Suddenly, commercial banks, the less glamorous peers of the financial world, are the flavour of the season.


With the last two remaining big investment banks seeking refuge with the US Federal Reserve, Wall Street changes irrevocably after two decades of huge profit-taking. It was only a matter of time before the hurricane that took a toll on the other members of the Big Five— Bear Stearns earlier in the year and Merrill Lynch and Lehman Brothers last week— struck the other two, Morgan Stanley and Goldman Sachs, despite their relatively better balance sheets and less “toxic mortgages”. The US Treasury Secretary, Mr Henry Paulson, offered a $700-billion bailout plan for the distressed financial markets and the offer of becoming commercial banks to the two remaining giants of Wall Street after Lehman Brothers had collapsed, finding no rescuers, and Merrill Lynch had been bought by Bank of America. Both of them will now be subject to tighter regulatory control. They will be able to access US Fed funds that their less fortunate rivals, Bear Stearns and Lehman could not, as independent investment banks. Suddenly, commercial banks, the less glamorous peers of the financial world, are the flavour of the season.
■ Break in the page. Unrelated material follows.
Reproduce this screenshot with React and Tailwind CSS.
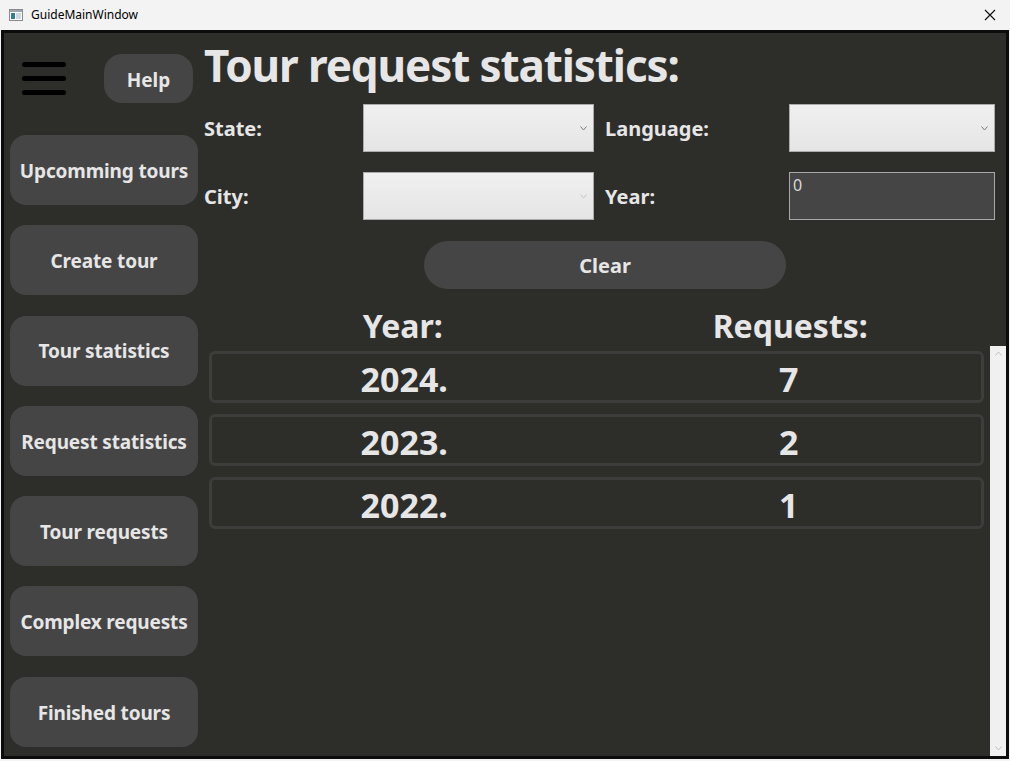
import React from "react";

const F = { fontFamily: '"Noto Sans", "Open Sans", sans-serif' };

function Chevron({ up = false, className = "" }) {
  return (
    <svg width="7" height="5" viewBox="0 0 7 5" className={className}>
      <path
        d={up ? "M0.5 4.5 L3.5 1 L6.5 4.5" : "M0.5 0.5 L3.5 4 L6.5 0.5"}
        fill="none"
        stroke="currentColor"
        strokeWidth="1"
      />
    </svg>
  );
}

function Combo({ faded = false }) {
  return (
    <div className="h-[48px] border border-[#acacac] bg-gradient-to-b from-[#f0f0f0] to-[#e5e5e5] flex items-center justify-end pr-[6px]">
      <Chevron className={faded ? "text-[#c4c4c4]" : "text-[#7a7a7a]"} />
    </div>
  );
}

const sideItems = [
  "Upcomming tours",
  "Create tour",
  "Tour statistics",
  "Request statistics",
  "Tour requests",
  "Complex requests",
  "Finished tours",
];

const rows = [
  ["2024.", "7"],
  ["2023.", "2"],
  ["2022.", "1"],
];

export default function App() {
  return (
    <div className="w-[1010px] h-[761px] bg-[#f3f3f3] flex flex-col overflow-hidden" style={F}>
      {/* title bar */}
      <div className="h-[30px] flex items-center pl-[9px] pr-[12px] shrink-0">
        <svg width="14" height="12" viewBox="0 0 14 12">
          <rect x="0.5" y="0.5" width="13" height="11" fill="#fff" stroke="#8a8a8a" />
          <rect x="1" y="1" width="12" height="2" fill="#9aa6b2" />
          <rect x="2" y="4" width="4" height="6" fill="#2f7f9a" />
          <rect x="7" y="4" width="5" height="6" fill="#cfd8dc" />
        </svg>
        <span className="ml-[8px] text-[12px] text-black" style={{ fontFamily: '"Noto Sans", sans-serif' }}>
          GuideMainWindow
        </span>
        <div className="flex-1" />
        <svg width="12" height="12" viewBox="0 0 12 12" className="mr-[2px]">
          <path d="M1 1 L11 11 M11 1 L1 11" stroke="#111" strokeWidth="1.2" />
        </svg>
      </div>

      {/* body */}
      <div className="flex-1 mx-[1px] mb-[2px] border-[3px] border-[#0c0c0c] bg-[#2d2d2a] flex min-h-0">
        {/* sidebar */}
        <div className="w-[199px] shrink-0 flex flex-col pl-[6px] pr-[5px]">
          <div className="flex items-center mt-[21px] h-[49px]">
            <div className="ml-[12px] w-[44px] flex flex-col gap-[9px]">
              <div className="h-[5px] rounded-full bg-black" />
              <div className="h-[5px] rounded-full bg-black" />
              <div className="h-[5px] rounded-full bg-black" />
            </div>
            <div className="ml-[38px] w-[89px] h-[49px] pt-[3px] rounded-[18px] bg-[#454545] flex items-center justify-center text-[19px] font-bold text-[#e6e6e6]">
              Help
            </div>
          </div>
          <div className="mt-[32px] flex flex-col gap-[20.3px]">
            {sideItems.map((t) => (
              <div
                key={t}
                className="h-[70px] pt-[2px] rounded-[16px] bg-[#454545] flex items-center justify-center text-[19px] font-bold text-[#e6e6e6] tracking-[-0.15px]"
              >
                {t}
              </div>
            ))}
          </div>
        </div>

        {/* main */}
        <div className="flex-1 flex flex-col min-w-0 pl-[1px]">
          <div className="h-[71px] pt-[4px] text-[44px] leading-[56px] font-bold text-[#e6e6e6] tracking-[-1.1px]">
            Tour request statistics:
          </div>
          <div className="grid grid-cols-[159px_231px_195px_206px] gap-y-[20px] pr-[9px] items-center text-[20px] font-bold text-[#e6e6e6]">
            <div className="pt-[2px]">State:</div>
            <Combo />
            <div className="pl-[11px] pt-[2px]">Language:</div>
            <Combo />
            <div className="pt-[2px]">City:</div>
            <Combo faded />
            <div className="pl-[11px] pt-[2px]">Year:</div>
            <div className="h-[48px] border border-[#a8a8a8] bg-[#454545] px-[3px] text-[16px] font-normal leading-[24px] text-[#d8d8d8]">
              0
            </div>
          </div>
          <div className="flex justify-center mt-[21px]">
            <div className="w-[362px] h-[48px] pt-[2px] rounded-[24px] bg-[#454545] flex items-center justify-center text-[20px] font-bold text-[#e6e6e6]">
              Clear
            </div>
          </div>
          <div className="grid grid-cols-2 pl-[5px] pr-[22px] h-[57px] items-center text-[32px] font-bold text-[#e6e6e6] pt-[13px]">
            <div className="text-center">Year:</div>
            <div className="text-center">Requests:</div>
          </div>
          <div className="flex-1 flex min-h-0">
            <div className="flex-1 pl-[5px] pr-[6px] pt-[5px] flex flex-col gap-[11px]">
              {rows.map(([y, n]) => (
                <div
                  key={y}
                  className="h-[52px] pt-[3px] border-[3px] border-[#3d3d3b] rounded-[6px] grid grid-cols-2 items-center text-[34px] font-bold text-[#e6e6e6]"
                >
                  <div className="text-center leading-none">{y}</div>
                  <div className="text-center leading-none">{n}</div>
                </div>
              ))}
            </div>
            <div className="w-[16px] bg-[#f0f0f0] flex flex-col items-center justify-between py-[5px] text-[#c2c2c2]">
              <Chevron up />
              <Chevron />
            </div>
          </div>
        </div>
      </div>
    </div>
  );
}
The involuntary mergers of the troubled investment giants into the commercial banks suggest the rise of universal banking, that combines commercial and investment banking. Despite the repeal of the Glass-Steagall Act of 1933 and the Banking Holding Company Act 1956, both of which separated commercial banking and insurance respectively from investment banking, universal banking found no takers. But at a more fundamental level, the collapse of the Big Five investment banks and the bailout plan of the US Fed and the central banks of Japan and Australia suggest a backdoor entry of government regulation of the largely freewheeling investment banking world that had flourished after 1999.

The universal banking model found favour in India around that time when private banks were allowed to compete with public sector scheduled banks for deposits and advisory services. Just how the Indian entities of the two largest and erstwhile investment banks will fare after their conversion will be clear in the days to come. While the US copes with the spectacular hubris of runaway deregulation, Indian policymakers will have to balance their existing cautionary approach with de-regulation doses that allow the far less leveraged financial entities greater elbow room for risk-taking and profits. That will be the greatest challenge thrown India’s way by the chaos on Wall Street.